Все началось в начале 1960-х с моего очерка, посвященного Ананию Васильевичу Бадаеву – известному актеру, режиссеру, общественному деятелю, основателю вологодского кукольного театра (его именем теперь названа номинация ежегодной актерской премии, вручаемой вологодским отделением СТД – прим. авт.). Личность этого человека меня чрезвычайно заинтересовала. Я много говорила с ним (он тогда уже почти не выходил из дому), с его женой (у меня хранятся эти записи, где Бадаев рассказывает о своей родословной, о юности, о своем участии в Первой мировой, когда он стал жертвой газовой атаки немцев, и т.д.); собирала информацию в местах, где он работал – в Грязовце, в Вологодском ТЮЗе, в ДКЖ, – и потом пришла на радио с предложением сделать передачу, посвященную Бадаеву. Таким был первый исследовательский опыт. Потом я занялась историей грязовецких музыкантов начала ХХ века… И так пошло, пошло… Теперь уже трудно подсчитать количество подготовленных мною очерков и публикаций. Фактически в них отражена вся панорама музыкальной жизни Вологодчины в ХХ веке.

Долгое время вы были автором и ведущей цикла программ, посвященных музыкальной жизни Вологды на областном радио.

«Вологда музыкальная» – достойный проект, которым можно гордиться. Ко мне и сейчас нередко подходят незнакомые люди, говоря, что слышали многие передачи и что они им очень нравились. Одна женщина рассказывала, как ездила в путешествие по Европе на машине и вместо радио всю дорогу слушала записи моих передач. По этому циклу, кстати, можно наблюдать, как ситуация в стране влияла на подачу материала журналистами и ведущими. Когда все только начиналось (70-е годы), мы, дети своего времени, были более сдержанны, более скованны. Помню, что нельзя было упоминать название ж/д станций, воинских частей, имена эмигрировавших музыкантов… С перестройкой началось раскрепощение. Мы стали свободнее выражать свое мнение, давать оценку, шутить – это нравилось радиослушателям.

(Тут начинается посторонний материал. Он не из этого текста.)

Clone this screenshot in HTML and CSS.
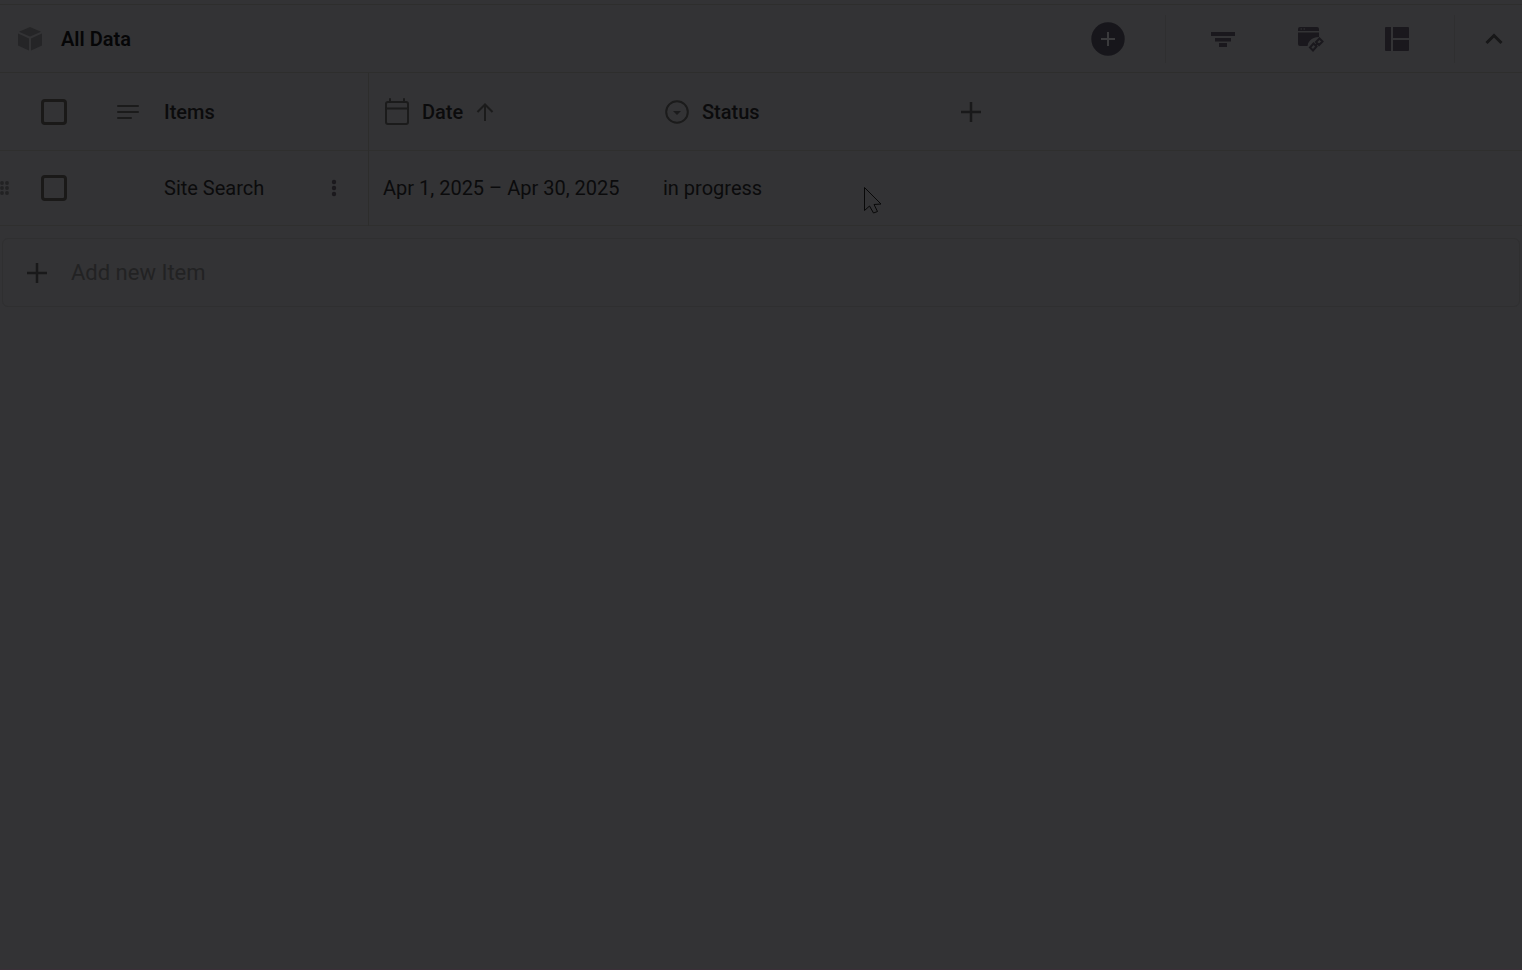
FILE: index.html
```html
<!DOCTYPE html>
<html lang="en">
<head>
<meta charset="utf-8">
<title>All Data</title>
<link rel="stylesheet" href="styles.css">
</head>
<body>
<header class="toolbar">
  <svg class="cube" width="24" height="24" viewBox="0 0 24 24"><path d="M12 0 23 4.700 12 9.500 1 4.700zM0 6.600 11 11.400V23.500L0 18.500zM24 6.600 13 11.400V23.500L24 18.500z"/></svg>
  <h1 class="title">All Data</h1>
  <div class="tools">
    <button class="add" type="button" aria-label="Add"><svg width="34" height="34" viewBox="0 0 34 34"><circle cx="17" cy="17" r="16.700"/><path class="add-plus" d="M17 10v14M10 17h14"/></svg></button>
    <span class="divider"></span>
    <div class="views">
      <button type="button" aria-label="Filter"><svg width="24" height="24" viewBox="0 0 24 24"><path d="M0 5h24v4H0zM4 11h16v3.500H4zM8 16h8v4H8z"/></svg></button>
      <button type="button" aria-label="Linked view"><svg width="28" height="28" viewBox="0 0 28 28"><path d="M4 2h17q2 0 2 2v2H2V4q0-2 2-2zM2 7.500h21V12q-6 0-9 3.500-2.500 2.500-2.500 5.500H4q-2 0-2-2z"/><path class="dots" d="M4.500 4h1.500M7.500 4H9"/><path class="chain" d="m17.500 18.500 3 3-3.500 4-3-3zM23.500 13.500l3 3-3.500 3.500-3-3zM19 21l2.500-2.500"/></svg></button>
      <button type="button" aria-label="Layout"><svg width="24" height="24" viewBox="0 0 24 24"><path d="M1 0h5v24H1q-1 0-1-1V1q0-1 1-1zM8 0h15q1 0 1 1v10H8zM8 13h16v10q0 1-1 1H8z"/></svg></button>
    </div>
    <span class="divider"></span>
    <button class="collapse" type="button" aria-label="Collapse"><svg width="18" height="24" viewBox="0 0 18 24"><path class="chevron" d="m1.500 16 7.500-7.500L16.500 16"/></svg></button>
  </div>
</header>
<main>
  <table class="grid">
    <colgroup><col class="col-check"><col class="col-name"><col class="col-data"><col class="col-data"><col></colgroup>
    <thead>
      <tr>
        <th><div class="cell check"><input type="checkbox" aria-label="Select all"></div></th>
        <th class="name"><div class="cell items"><svg class="line" width="22" height="24" viewBox="0 0 22 24"><path d="M1 6h20M1 12h20M1 18h13"/></svg>Items</div></th>
        <th><div class="cell"><svg class="line" width="26" height="28" viewBox="0 0 26 28"><rect x="3" y="4" width="22" height="22" rx="2"/><path d="M3 10.500h22M7 1v3M21 1v3"/></svg>Date<svg class="line sort" width="18" height="18" viewBox="0 0 18 18"><path d="M9 18V2M1.500 9 9 1.500 16.500 9"/></svg></div></th>
        <th><div class="cell"><svg class="line" width="26" height="26" viewBox="0 0 26 26"><circle cx="14" cy="13" r="10.800"/><path class="solid" d="M10 12h8l-4 4z"/></svg>Status</div></th>
        <th><div class="cell"><button class="add-column" type="button" aria-label="Add column"><svg class="plus" width="20" height="20" viewBox="0 0 20 20"><path d="M10 0v20M0 10h20"/></svg></button></div></th>
      </tr>
    </thead>
    <tbody>
      <tr>
        <td><div class="cell check"><svg class="drag" width="9" height="14" viewBox="0 0 9 14"><circle cx="2" cy="2" r="1.900"/><circle cx="7" cy="2" r="1.900"/><circle cx="2" cy="7" r="1.900"/><circle cx="7" cy="7" r="1.900"/><circle cx="2" cy="12" r="1.900"/><circle cx="7" cy="12" r="1.900"/></svg><input type="checkbox" aria-label="Select Site Search"></div></td>
        <td class="name"><div class="cell item">Site Search<button type="button" aria-label="Item menu"><svg width="6" height="18" viewBox="0 0 6 18"><circle cx="3" cy="3" r="2.200"/><circle cx="3" cy="9" r="2.200"/><circle cx="3" cy="15" r="2.200"/></svg></button></div></td>
        <td><div class="cell">Apr 1, 2025 – Apr 30, 2025</div></td>
        <td><div class="cell">in progress</div></td>
        <td></td>
      </tr>
    </tbody>
  </table>
  <label class="new-item">
    <svg class="plus" width="20" height="20" viewBox="0 0 20 20"><path d="M10 0v20M0 10h20"/></svg>
    <input type="text" placeholder="Add new Item" aria-label="Add new Item">
  </label>
</main>
<svg class="pointer" width="20" height="28" viewBox="0 0 20 28"><path d="M1.500 1.500v23l5-4.500 4 7 4-1.500-3.500-7 7-.5z"/></svg>
</body>
</html>
```
FILE: styles.css
```css
* {
  box-sizing: border-box;
}

body {
  margin: 0;
  min-height: 100vh;
  padding-top: 4px;
  background: #333335;
  border-bottom: 1px solid #3b2f38;
  color: #0b0b0c;
  font: 20px/24px Roboto, sans-serif;
}

svg {
  display: block;
  flex: none;
}

button {
  display: block;
  padding: 0;
  border: 0;
  background: none;
  color: inherit;
}

button svg {
  fill: #1b191d;
}

.toolbar {
  display: flex;
  align-items: center;
  height: 69px;
  padding: 0 19px 0 18px;
  border-top: 1px solid #2e2e2d;
  border-bottom: 1px solid #2e2e2d;
}

.cube {
  fill: #252527;
}

.title {
  margin: 0 0 0 19px;
  color: #060607;
  font-size: 20px;
  font-weight: 600;
}

.tools {
  display: flex;
  align-items: center;
  margin-left: auto;
}

.add {
  margin-right: 40px;
}

.add svg {
  fill: #17161b;
}

.add-plus {
  fill: none;
  stroke: #3a3a3c;
  stroke-width: 2;
}

.divider {
  width: 1px;
  height: 48px;
  background: #2f2f30;
}

.views {
  display: flex;
  align-items: center;
  gap: 61px;
  margin: 0 45px;
}

.views svg {
  fill: #1a181d;
}

.views .dots {
  stroke: #333335;
  stroke-width: 1;
}

.views .chain {
  fill: none;
  stroke: #1a181d;
  stroke-width: 2;
}

.collapse {
  margin-left: 30px;
}

.chevron {
  fill: none;
  stroke: #171718;
  stroke-width: 3;
}

.grid {
  width: 100%;
  table-layout: fixed;
  border-collapse: separate;
  border-spacing: 0;
}

.col-check {
  width: 100px;
}

.col-name {
  width: 269px;
}

.col-data {
  width: 280px;
}

th,
td {
  padding: 0;
  border-bottom: 1px solid #2f2f2e;
  text-align: left;
}

th {
  height: 78px;
  font-weight: 500;
}

td {
  height: 75px;
}

.name {
  border-right: 1px solid #2d2d2c;
}

.cell {
  display: flex;
  align-items: center;
  padding-left: 14px;
  gap: 13px;
}

.check {
  justify-content: flex-end;
  padding: 0 33px 0 0;
  gap: 32px;
}

.check input {
  appearance: none;
  width: 26px;
  height: 26px;
  margin: 0;
  border: 3px solid #1a1918;
  border-radius: 4px;
}

.items {
  padding-left: 17px;
  gap: 25px;
}

.item {
  justify-content: space-between;
  padding: 0 31px 0 64px;
}

.drag {
  fill: #222223;
}

.line {
  fill: none;
  stroke: #1b1b1b;
  stroke-width: 2;
  stroke-linecap: round;
}

.line .solid {
  fill: #1b1b1c;
  stroke: none;
}

.sort {
  stroke-linecap: butt;
}

.plus {
  fill: none;
  stroke: #19191a;
  stroke-width: 2.5;
}

.add-column {
  margin-left: 18px;
}

.add-column svg {
  fill: none;
}

.new-item {
  display: flex;
  align-items: center;
  gap: 24px;
  height: 69px;
  margin: 12px 2px 0;
  padding-left: 24px;
  border: 1px solid #2f2f30;
  border-radius: 6px;
}

.new-item input {
  flex: 1;
  min-width: 0;
  padding: 0;
  border: 0;
  outline: 0;
  background: none;
  color: #0b0b0c;
  font: 22px/28px Roboto, sans-serif;
}

.new-item input::placeholder {
  color: #222223;
  opacity: 1;
}

.pointer {
  position: absolute;
  top: 186px;
  left: 863px;
  fill: #333335;
  stroke: #080808;
  stroke-width: 1;
}
```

Вообще, быть музыкальным журналистом – редкий дар. Эта ниша в Вологде почти никем не занята. Потому что возникает трудность: музыканты не всегда умеют хорошо писать, а журналисты разбираются в музыке на уровне «понравилось / не понравилось»…

На самом деле в этой профессии много сложностей. О сфере культуры, музыкальной среде писать трудно еще потому, что нет никаких «весов», на которые можно было бы «положить» сыгранный концерт и получить однозначный ответ – хорошо это или плохо. Оценка здесь больше эмоциональная, чем рациональная. И потому всегда есть риск быть субъективным. Я читала многие немецкие рецензии на концерты – они гонят такую «волну» всякой словесной «красоты», эпитетов, сравнений, что оценка тонет в них. Я стараюсь быть лаконичнее, писать по делу. На недостатки указывать осторожно – ведь музыканты ранимый народ, их очень легко обидеть.

Элла Андреевна, а что вы все-таки считаете главным делом своей жизни?

Главное, над чем я работала с 19 лет – то есть больше 60 лет – это музыкальное просвещение. Вся моя работа, лекции, преподавательская деятельность, публикации, передачи на радио были направлены именно на то, чтобы как можно большее количество людей познакомилось с той богатейшей частью культурного наследия, которая называется классической музыкой. Нынешний ректор ВоГУ Леонид Соколов однажды сказал мне при встрече, что вырос на моих лекциях. В том же признался еще один офицер ФСБ большого чина. Да и многие люди, знакомые и незнакомые, вспоминают – кто-то слушал мои лекции, кто-то передачи, кто-то читал статьи… Жаль, что сейчас традиции массового музыкального просвещения постепенно утрачиваются. Это же огромный культурный пласт, создававшийся веками – и он-то точно не потерял в цене от того, что нынешнее поколение с ним не знакомо. В проигрыше как раз те, кто не знакомы. Я всю жизнь старалась именно просвещать – до сих пор не могу от этого отвыкнуть; даже когда на мобильнике у кого-то слышу классику, подхожу и спрашиваю: «А вы знаете, что у вас на звонке соль-минорная симфония Моцарта?..» (улыбается).